What you are asked to do:
Repeat the lines of the data that follow, please, starting at the first and stopping after the one with "const activeRow = 8;".

......

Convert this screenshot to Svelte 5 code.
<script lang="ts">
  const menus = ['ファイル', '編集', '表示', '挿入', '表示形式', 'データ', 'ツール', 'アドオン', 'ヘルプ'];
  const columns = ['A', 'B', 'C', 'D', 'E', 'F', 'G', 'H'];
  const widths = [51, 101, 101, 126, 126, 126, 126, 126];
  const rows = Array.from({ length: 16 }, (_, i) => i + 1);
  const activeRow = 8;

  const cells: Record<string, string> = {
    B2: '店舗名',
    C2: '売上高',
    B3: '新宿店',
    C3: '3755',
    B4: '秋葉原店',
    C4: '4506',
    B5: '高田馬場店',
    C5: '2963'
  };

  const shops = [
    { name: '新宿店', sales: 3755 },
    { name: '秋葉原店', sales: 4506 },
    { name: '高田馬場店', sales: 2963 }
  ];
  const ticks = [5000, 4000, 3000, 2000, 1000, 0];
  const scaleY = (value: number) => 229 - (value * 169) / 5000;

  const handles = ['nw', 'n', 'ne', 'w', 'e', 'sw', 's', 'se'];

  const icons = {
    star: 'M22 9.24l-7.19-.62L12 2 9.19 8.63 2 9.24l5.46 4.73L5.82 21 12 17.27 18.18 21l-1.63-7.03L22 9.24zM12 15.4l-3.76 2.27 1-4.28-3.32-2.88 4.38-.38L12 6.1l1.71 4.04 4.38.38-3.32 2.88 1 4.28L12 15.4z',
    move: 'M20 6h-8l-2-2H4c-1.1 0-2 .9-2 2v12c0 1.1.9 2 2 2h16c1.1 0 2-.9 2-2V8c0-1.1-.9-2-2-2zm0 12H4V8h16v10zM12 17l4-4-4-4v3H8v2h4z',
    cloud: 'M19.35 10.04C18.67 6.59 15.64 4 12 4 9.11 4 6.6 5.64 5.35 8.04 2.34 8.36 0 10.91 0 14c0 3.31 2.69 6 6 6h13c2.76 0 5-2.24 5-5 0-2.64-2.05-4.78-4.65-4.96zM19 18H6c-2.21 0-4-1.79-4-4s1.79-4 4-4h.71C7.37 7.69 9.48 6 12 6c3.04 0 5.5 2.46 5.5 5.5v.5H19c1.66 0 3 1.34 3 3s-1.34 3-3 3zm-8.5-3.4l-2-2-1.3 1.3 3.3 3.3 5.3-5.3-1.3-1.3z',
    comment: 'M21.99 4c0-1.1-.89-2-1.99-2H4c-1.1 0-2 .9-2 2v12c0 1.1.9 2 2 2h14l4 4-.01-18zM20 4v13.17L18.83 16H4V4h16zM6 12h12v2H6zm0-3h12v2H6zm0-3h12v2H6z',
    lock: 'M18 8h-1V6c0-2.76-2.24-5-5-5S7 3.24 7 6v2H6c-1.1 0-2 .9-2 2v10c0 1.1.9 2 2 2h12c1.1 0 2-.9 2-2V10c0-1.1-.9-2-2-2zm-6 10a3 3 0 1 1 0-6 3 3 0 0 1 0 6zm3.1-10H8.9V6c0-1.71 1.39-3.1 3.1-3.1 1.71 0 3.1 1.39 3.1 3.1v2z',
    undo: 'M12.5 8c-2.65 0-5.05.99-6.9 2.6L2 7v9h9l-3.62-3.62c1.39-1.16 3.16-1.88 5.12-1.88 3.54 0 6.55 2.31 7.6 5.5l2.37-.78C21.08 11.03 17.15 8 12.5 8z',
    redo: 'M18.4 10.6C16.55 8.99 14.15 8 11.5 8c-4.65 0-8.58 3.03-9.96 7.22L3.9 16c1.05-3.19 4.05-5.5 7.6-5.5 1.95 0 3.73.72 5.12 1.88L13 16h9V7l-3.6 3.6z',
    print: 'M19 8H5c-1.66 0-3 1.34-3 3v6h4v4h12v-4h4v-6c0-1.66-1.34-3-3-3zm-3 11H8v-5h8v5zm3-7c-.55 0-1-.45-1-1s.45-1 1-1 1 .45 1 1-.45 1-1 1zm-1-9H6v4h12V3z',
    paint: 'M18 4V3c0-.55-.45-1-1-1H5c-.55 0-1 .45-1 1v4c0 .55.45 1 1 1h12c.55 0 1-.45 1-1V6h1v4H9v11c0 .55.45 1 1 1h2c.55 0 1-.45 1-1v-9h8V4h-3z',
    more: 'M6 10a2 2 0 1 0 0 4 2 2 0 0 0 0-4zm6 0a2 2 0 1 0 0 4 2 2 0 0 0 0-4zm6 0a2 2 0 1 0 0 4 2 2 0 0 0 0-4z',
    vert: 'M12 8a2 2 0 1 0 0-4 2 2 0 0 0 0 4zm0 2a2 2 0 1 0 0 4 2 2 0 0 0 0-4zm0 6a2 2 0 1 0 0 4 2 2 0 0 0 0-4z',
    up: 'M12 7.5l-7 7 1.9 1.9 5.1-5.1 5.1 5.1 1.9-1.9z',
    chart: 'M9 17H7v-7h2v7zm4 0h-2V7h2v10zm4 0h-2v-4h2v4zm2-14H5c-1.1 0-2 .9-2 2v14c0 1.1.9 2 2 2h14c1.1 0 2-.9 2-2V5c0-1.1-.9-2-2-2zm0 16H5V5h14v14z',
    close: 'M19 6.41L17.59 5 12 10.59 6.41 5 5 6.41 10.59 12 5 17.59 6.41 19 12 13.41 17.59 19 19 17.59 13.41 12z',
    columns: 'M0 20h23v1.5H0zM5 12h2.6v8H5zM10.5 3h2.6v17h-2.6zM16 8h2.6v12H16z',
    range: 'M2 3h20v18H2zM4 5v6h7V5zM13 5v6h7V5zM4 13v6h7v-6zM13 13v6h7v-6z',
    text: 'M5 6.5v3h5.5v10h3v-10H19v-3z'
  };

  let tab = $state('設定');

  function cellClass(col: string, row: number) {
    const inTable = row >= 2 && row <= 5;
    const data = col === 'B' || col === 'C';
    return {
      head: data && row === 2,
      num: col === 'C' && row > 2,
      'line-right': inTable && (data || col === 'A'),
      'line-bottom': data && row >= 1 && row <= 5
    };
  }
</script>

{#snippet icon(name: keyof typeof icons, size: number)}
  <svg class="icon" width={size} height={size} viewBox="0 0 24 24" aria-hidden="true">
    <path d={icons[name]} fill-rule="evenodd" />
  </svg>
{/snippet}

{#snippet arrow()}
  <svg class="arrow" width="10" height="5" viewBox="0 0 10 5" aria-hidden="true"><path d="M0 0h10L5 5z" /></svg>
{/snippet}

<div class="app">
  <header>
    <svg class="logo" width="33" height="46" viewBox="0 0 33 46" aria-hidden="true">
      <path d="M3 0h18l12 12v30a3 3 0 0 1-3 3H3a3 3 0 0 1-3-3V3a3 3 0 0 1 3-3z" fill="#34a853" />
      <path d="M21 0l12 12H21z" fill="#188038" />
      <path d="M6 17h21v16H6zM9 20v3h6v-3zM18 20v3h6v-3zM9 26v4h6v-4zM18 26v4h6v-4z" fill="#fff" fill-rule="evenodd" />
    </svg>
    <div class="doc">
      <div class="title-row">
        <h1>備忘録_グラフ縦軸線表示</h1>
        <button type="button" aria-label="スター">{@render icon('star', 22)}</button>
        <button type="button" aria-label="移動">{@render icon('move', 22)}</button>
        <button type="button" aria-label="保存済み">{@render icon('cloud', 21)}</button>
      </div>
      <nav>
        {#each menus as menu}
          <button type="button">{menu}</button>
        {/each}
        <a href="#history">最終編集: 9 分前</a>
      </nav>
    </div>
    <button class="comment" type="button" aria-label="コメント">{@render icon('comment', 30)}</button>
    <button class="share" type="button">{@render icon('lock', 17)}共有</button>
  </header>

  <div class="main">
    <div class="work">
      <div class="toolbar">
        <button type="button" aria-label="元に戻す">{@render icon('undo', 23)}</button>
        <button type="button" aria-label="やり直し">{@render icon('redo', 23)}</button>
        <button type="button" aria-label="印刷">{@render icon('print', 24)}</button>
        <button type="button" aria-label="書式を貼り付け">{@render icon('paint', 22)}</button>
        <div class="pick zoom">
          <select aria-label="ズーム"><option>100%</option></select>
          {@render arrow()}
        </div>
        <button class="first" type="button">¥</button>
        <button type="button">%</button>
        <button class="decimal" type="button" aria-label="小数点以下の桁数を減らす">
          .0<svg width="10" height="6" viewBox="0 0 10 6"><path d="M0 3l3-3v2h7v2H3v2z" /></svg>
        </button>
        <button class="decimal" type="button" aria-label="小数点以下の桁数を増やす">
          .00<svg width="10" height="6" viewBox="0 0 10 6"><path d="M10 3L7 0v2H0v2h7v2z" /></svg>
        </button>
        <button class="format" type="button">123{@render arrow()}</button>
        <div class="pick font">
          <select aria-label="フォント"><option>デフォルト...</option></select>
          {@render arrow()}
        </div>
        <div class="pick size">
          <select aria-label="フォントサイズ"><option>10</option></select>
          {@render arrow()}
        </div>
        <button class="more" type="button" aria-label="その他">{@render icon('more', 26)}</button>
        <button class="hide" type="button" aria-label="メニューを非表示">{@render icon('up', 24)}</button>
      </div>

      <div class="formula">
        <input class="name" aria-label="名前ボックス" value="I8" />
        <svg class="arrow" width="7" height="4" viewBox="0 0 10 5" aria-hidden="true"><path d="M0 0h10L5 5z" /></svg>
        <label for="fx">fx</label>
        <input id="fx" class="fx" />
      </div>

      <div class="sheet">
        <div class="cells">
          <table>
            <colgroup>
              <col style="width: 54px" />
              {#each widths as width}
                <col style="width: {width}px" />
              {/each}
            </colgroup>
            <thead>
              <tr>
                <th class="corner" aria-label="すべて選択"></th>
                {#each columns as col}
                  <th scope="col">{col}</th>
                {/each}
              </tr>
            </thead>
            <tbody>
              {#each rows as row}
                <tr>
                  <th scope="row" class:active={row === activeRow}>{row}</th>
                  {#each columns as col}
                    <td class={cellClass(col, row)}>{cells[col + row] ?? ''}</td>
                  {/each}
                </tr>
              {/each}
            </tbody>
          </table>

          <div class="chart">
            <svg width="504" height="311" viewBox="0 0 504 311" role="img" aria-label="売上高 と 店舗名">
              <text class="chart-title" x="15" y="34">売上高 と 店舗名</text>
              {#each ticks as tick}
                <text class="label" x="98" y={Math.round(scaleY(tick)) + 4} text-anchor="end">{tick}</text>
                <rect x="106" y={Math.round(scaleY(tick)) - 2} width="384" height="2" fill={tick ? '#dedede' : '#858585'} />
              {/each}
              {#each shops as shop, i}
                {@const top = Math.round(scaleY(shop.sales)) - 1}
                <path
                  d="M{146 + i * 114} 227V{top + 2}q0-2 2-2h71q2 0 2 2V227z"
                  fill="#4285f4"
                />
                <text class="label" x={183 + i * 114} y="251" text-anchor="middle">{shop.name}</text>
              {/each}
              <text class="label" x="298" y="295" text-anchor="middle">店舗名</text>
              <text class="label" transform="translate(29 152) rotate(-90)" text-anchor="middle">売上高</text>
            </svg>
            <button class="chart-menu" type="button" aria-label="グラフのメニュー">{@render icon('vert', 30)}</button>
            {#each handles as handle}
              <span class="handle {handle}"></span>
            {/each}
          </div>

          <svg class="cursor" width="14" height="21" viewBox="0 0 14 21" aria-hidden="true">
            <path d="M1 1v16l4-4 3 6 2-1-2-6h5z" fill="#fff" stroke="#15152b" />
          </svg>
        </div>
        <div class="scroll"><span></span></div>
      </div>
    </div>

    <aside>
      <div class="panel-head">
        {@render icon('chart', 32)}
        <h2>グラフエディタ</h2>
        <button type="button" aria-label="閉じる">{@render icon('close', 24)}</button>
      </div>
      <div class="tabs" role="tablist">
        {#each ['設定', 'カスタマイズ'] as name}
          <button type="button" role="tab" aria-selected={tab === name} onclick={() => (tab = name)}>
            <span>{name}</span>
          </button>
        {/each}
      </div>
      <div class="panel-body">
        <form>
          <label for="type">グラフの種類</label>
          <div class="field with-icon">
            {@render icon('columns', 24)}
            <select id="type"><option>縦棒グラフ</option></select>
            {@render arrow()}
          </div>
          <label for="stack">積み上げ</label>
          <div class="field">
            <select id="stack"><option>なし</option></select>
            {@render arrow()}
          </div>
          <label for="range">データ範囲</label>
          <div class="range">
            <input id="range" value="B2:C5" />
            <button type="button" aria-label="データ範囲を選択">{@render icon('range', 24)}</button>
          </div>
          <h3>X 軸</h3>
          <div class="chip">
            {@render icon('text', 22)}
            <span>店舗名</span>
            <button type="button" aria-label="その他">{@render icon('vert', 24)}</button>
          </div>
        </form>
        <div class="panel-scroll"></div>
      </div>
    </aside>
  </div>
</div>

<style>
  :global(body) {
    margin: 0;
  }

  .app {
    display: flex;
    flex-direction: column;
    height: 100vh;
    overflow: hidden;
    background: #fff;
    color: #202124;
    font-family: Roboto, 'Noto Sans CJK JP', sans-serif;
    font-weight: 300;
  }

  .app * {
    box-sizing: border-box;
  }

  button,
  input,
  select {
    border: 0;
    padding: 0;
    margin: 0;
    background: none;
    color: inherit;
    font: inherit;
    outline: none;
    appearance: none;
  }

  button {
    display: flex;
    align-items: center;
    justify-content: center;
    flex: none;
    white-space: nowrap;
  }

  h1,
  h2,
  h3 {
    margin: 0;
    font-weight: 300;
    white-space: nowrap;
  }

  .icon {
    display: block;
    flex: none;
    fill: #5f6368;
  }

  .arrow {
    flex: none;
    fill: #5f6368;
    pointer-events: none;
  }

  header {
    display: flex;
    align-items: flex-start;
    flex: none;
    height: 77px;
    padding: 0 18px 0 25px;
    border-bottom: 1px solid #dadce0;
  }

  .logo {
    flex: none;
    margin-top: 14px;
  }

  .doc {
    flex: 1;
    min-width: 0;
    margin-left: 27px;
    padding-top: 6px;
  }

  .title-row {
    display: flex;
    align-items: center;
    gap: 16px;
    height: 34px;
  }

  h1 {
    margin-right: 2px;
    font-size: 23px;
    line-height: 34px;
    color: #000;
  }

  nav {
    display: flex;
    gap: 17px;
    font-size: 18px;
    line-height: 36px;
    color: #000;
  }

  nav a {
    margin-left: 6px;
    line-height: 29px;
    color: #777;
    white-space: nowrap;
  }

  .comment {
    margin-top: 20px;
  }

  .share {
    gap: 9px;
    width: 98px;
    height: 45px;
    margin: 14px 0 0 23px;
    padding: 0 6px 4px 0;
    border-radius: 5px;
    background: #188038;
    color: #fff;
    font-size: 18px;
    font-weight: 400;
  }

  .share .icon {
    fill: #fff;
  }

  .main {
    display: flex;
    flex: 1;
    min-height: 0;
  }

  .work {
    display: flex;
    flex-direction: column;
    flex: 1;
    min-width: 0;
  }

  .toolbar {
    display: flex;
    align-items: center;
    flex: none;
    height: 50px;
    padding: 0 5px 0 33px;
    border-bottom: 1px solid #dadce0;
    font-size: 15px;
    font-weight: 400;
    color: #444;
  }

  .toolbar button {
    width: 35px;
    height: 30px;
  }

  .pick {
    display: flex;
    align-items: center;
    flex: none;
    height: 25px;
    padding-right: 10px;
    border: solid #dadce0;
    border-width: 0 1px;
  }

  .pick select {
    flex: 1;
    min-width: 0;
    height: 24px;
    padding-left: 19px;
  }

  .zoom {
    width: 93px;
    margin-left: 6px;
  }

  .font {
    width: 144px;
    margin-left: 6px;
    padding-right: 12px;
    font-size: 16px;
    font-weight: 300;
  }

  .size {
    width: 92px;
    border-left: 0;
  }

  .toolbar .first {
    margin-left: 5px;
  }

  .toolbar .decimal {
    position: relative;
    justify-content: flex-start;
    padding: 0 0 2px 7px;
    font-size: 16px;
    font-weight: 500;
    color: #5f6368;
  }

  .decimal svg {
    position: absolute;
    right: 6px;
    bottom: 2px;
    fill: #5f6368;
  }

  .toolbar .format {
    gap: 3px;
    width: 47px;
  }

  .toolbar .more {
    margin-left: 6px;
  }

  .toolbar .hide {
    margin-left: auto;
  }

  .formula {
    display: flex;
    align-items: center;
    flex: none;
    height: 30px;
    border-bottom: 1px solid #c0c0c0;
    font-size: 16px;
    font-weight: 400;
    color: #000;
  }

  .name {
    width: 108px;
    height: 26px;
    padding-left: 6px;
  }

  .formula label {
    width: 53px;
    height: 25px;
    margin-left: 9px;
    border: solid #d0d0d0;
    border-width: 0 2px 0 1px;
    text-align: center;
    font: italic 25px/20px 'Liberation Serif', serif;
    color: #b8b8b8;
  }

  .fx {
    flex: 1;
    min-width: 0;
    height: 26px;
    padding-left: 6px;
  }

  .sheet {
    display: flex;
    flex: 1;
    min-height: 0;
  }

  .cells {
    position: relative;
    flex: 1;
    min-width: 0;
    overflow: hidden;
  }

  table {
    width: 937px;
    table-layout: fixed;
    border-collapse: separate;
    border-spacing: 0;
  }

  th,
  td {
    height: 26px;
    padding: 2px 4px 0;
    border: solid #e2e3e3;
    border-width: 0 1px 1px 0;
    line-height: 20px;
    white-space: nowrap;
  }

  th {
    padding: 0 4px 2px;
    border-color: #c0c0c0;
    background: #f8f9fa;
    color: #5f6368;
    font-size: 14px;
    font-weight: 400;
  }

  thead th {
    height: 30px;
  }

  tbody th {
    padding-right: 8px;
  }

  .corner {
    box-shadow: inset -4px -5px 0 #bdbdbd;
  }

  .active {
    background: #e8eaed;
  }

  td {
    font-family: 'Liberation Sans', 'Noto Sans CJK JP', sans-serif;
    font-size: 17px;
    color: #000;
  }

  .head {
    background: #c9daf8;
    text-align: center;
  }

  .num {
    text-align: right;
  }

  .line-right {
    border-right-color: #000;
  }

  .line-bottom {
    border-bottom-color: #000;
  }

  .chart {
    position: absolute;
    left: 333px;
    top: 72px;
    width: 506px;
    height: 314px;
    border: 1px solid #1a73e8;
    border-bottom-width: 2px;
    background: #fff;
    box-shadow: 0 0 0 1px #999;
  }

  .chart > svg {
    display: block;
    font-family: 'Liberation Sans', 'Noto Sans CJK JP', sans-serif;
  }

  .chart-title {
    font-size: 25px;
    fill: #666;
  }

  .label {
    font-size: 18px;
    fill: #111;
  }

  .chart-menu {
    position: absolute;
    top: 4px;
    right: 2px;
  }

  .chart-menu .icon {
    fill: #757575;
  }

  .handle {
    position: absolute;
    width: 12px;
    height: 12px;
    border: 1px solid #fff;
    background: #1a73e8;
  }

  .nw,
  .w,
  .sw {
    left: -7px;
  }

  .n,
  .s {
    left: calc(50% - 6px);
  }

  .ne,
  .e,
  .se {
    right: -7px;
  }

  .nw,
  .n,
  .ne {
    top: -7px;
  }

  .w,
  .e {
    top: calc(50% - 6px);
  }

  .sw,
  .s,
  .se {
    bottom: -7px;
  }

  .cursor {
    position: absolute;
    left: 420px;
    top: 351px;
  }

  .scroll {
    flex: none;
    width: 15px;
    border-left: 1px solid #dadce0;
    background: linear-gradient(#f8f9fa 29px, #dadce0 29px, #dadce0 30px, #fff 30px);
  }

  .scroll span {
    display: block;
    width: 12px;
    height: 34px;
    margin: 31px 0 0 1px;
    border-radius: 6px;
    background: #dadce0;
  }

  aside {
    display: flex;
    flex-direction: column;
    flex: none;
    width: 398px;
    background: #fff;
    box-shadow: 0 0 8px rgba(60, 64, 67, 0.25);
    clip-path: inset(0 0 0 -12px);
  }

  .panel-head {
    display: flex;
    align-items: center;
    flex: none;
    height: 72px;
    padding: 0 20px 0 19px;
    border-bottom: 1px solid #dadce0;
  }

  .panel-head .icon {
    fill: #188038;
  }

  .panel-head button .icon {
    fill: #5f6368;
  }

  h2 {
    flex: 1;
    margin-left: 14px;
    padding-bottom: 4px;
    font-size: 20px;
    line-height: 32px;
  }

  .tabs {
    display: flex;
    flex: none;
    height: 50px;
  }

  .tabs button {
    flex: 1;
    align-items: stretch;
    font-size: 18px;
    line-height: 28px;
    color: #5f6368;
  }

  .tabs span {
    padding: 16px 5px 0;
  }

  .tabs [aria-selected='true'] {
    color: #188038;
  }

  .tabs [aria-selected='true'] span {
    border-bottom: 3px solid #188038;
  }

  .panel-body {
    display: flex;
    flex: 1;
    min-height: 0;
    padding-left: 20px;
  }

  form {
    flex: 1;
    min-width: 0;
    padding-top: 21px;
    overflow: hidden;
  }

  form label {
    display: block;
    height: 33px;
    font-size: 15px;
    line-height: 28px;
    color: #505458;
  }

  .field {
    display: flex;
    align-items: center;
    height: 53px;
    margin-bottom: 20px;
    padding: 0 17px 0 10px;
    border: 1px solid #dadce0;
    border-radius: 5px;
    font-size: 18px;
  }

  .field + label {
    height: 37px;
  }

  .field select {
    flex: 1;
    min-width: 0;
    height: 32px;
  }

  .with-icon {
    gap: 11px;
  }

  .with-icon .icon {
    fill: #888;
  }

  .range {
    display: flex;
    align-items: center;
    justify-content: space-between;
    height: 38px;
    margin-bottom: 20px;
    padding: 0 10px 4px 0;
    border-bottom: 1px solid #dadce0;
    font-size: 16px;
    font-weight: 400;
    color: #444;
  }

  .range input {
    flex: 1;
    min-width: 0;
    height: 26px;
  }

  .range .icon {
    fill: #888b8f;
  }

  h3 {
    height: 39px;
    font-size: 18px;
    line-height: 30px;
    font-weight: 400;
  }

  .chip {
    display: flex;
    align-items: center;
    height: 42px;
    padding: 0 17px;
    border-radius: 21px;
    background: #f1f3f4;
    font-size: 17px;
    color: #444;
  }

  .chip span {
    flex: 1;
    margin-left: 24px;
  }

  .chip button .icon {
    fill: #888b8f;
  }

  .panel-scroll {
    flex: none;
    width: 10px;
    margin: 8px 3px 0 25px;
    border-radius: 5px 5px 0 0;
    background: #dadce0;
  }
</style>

......

Problem solution:
Convert this screenshot to Svelte 5 code.
<script lang="ts">
  const menus = ['ファイル', '編集', '表示', '挿入', '表示形式', 'データ', 'ツール', 'アドオン', 'ヘルプ'];
  const columns = ['A', 'B', 'C', 'D', 'E', 'F', 'G', 'H'];
  const widths = [51, 101, 101, 126, 126, 126, 126, 126];
  const rows = Array.from({ length: 16 }, (_, i) => i + 1);
  const activeRow = 8;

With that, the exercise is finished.